Sound, too, plays a major role in the poem. Both consonance and assonance are used liberally to convey the young man’s agitation, as in the opening lines: “Blood thudded in my ears. I scuffed,/ Steps stubborn, to the telltale booth.” The repeated vowel sounds in “blood,” “thudded,” “scuffed” and, in the second line, “stubborn” mimic the thumping of the young man’s heartbeat; the resistant shuffle of his feet is echoed in the alliteration of “scuffed,” “steps,” and “stubborn.” Even the word “telltale” suggests that the young man may be somewhat tongue-tied before his confessor.

Although the lines are relatively and uniformly short, Kennedy varies the length of his sentences to express dramatic shifts. In the confessional booth, the young man’s abrupt confrontation with Church authority is described abruptly: “The slat shot back.” This sharp report is followed by a sentence that runs through seven and a half lines, the unbroken flow suggesting the outpouring of the young man’s sins.
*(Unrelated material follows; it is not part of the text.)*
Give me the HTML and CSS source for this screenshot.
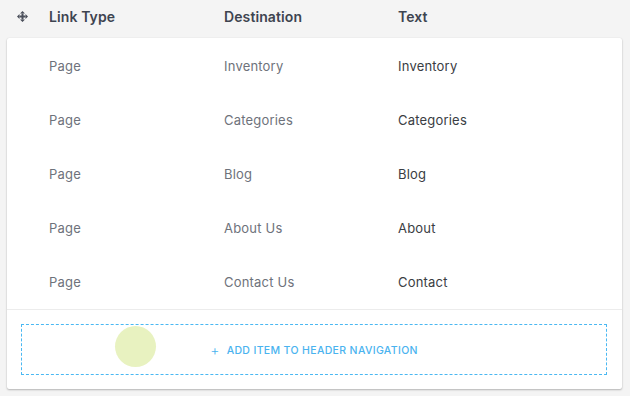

This structural feature, contrasting long and short lines, reflects a similar contrast in the poem’s overall meaning, in which both the physical universe and Church authority stand in ironic contrast to the insignificance of the young man’s sins and his common humanity. These realms, the universal, religious, and the human, are constantly played off against one another. In the third stanza, for example, the list of mortal sins—“sloth pride envy lechery”—is contrasted to the young man’s withholding a dime from a charity box. He confesses that he used the dime to bribe his girl “to pee/ That I might spy her instruments.” The word “instruments” in this line refers to the formal documents of Church business, and the phrase “spy her instruments” refers both to astronomical observation of the heavens and to the young man’s very human desire to catch a glimpse of a more human realm. Those three words, “spy her instruments,” fuse into a single phrase the authority of the Church, the physical universe, and the human realm of the young man.